Deleuze’s concept of the virtual begins to mesh together the physical limits described by Virilio as the limits of perception and the emptying of spacetime from mechanistic toward relativistic explanation with the ontological relation with space. The connection of the physical and the ontological then concerns the circulation of information through vectors that can be particulate, computational or semio-linguistic, with their associated state-spaces of fields, processors and semiotics/culture. “The ‘flows’ and ‘scapes’ of globalized modernity that loose themselves from a stable fixation in geographical space can hardly be grasped otherwise than as consequences of a rate of circulation of streams of information that has been sped up to the point of global simultaneity”[11]. This concerns the perceptual dimension of spacetime compression that connects the growth in speed and destruction of space within relativity and quantisation with the social implications of this acceleration. Deleuze identifies three types or levels of perceptual time (that produce repetition) which increase in abstraction, mirroring alterations in the understandings of physical construction.

Passive synthesis refers to organic time. This is closest to time as a physical instantiation of instants connected through a topological space. “In the order of constituent passivity, perceptual syntheses refer back to organic syntheses which are like the sensibility of the senses; they refer back to a primary sensibility that we are”. “At the level of this primary vital sensibility, the lived present constitutes a past and a future in time. Need is the manner in which this future appears, as the organic form of expectation. The retained past appears in the form of cellular heredity”[12]. A passive time is also furthest from the virtual, as here the physical imprint of actualisation is most strongly felt. The encoding of organismic or particulate construction has moved from the quasi-causal to the causal as need as a structuring attractor begins to eliminate lack, therefore strongly filling a topological quadrant and ontologically constructing an initial sense of being.

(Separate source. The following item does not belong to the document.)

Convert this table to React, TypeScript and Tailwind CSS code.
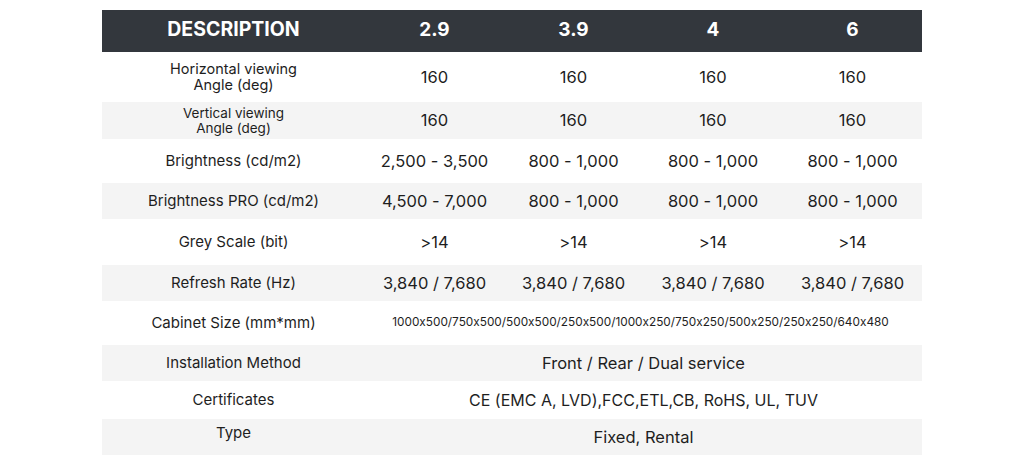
const cols = ["2.9", "3.9", "4", "6"];

type Row = {
  label: string[];
  labelSize: string;
  values?: string[];
  span?: string;
  spanSize?: string;
  h: string;
  gray?: boolean;
};

const rows: Row[] = [
  { label: ["Horizontal viewing", "Angle (deg)"], labelSize: "text-[14.5px] leading-[16px]", values: ["160", "160", "160", "160"], h: "h-[50px]" },
  { label: ["Vertical viewing", "Angle (deg)"], labelSize: "text-[13.5px] leading-[15px]", values: ["160", "160", "160", "160"], h: "h-[37px]", gray: true },
  { label: ["Brightness (cd/m2)"], labelSize: "text-[15px]", values: ["2,500 - 3,500", "800 - 1,000", "800 - 1,000", "800 - 1,000"], h: "h-[44px]" },
  { label: ["Brightness PRO (cd/m2)"], labelSize: "text-[15px]", values: ["4,500 - 7,000", "800 - 1,000", "800 - 1,000", "800 - 1,000"], h: "h-[36px]", gray: true },
  { label: ["Grey Scale (bit)"], labelSize: "text-[15px]", values: [">14", ">14", ">14", ">14"], h: "h-[46px]" },
  { label: ["Refresh Rate (Hz)"], labelSize: "text-[15px]", values: ["3,840 / 7,680", "3,840 / 7,680", "3,840 / 7,680", "3,840 / 7,680"], h: "h-[36px]", gray: true },
  { label: ["Cabinet Size (mm*mm)"], labelSize: "text-[15px]", span: "1000x500/750x500/500x500/250x500/1000x250/750x250/500x250/250x250/640x480", spanSize: "text-[11.8px] pr-[6px]", h: "h-[44px]" },
  { label: ["Installation Method"], labelSize: "text-[15px]", span: "Front / Rear / Dual service", spanSize: "text-[16.5px]", h: "h-[36px]", gray: true },
  { label: ["Certificates"], labelSize: "text-[15px]", span: "CE (EMC A, LVD),FCC,ETL,CB, RoHS, UL, TUV", spanSize: "text-[16px]", h: "h-[38px]" },
  { label: ["Type"], labelSize: "text-[15px] pb-[8px]", span: "Fixed, Rental", spanSize: "text-[16.5px]", h: "h-[36px]", gray: true },
];

export default function App() {
  return (
    <div className="h-[465px] w-[1024px] bg-white pt-[10px] font-['Inter',sans-serif] text-[#1e1e1e] [font-feature-settings:'calt'_0]">
      <table className="ml-[102px] w-[820px] table-fixed border-collapse">
        <colgroup>
          <col className="w-[263px]" />
          <col className="w-[139px]" />
          <col className="w-[139px]" />
          <col className="w-[140px]" />
          <col className="w-[139px]" />
        </colgroup>
        <thead>
          <tr className="h-[42px] bg-[#33373d] text-white">
            <th className="pb-[2px] text-center text-[19.5px] font-bold">DESCRIPTION</th>
            {cols.map((c) => (
              <th key={c} className="pb-[2px] text-center text-[19px] font-bold">
                {c}
              </th>
            ))}
          </tr>
        </thead>
        <tbody>
          {rows.map((r, i) => (
            <tr key={i} className={`${r.h} ${r.gray ? "bg-[#f4f4f4]" : "bg-white"}`}>
              <td className={`text-center font-normal ${r.labelSize}`}>
                {r.label.map((l) => (
                  <div key={l}>{l}</div>
                ))}
              </td>
              {r.values ? (
                r.values.map((v, j) => (
                  <td key={j} className="text-center text-[16.5px] font-normal">
                    {v}
                  </td>
                ))
              ) : (
                <td colSpan={4} className={`text-center font-normal ${r.spanSize}`}>
                  {r.span}
                </td>
              )}
            </tr>
          ))}
        </tbody>
      </table>
    </div>
  );
}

Active synthesis relates to “psycho-organic memory and intelligence”[13]. This is perceptual time with its associated fuzziness and greater abstraction related to physical or passive time. “It implies between successive presents non-localisable connections, actions at a distance, systems of replay, resonance and echoes, objective chances, signs, signals, and roles which transcend spatial locations and temporal successions”[14]. This idea of memory isn’t just organic either, instead encompassing the virtual memory of processes as described in the potential within phase transitions or particulate memory within uncertainty. The grounds of physical laws begin to be shaken by the active synthesis where perceptual decoding creates different limits to the passive synthesis. Within the passive is the actualisation of linear construction, while in the active there is the disestablishment of linearity as transitional or virtual quanta expand or contract. In ontological terms, this is the delimiting space between being and becoming as the resonances of memory and recollection (and the associated fuzziness of connections between conscious and subconscious processes) deconstruct being, opening up avenues for perception as a reconstructable variable rather than as a given function.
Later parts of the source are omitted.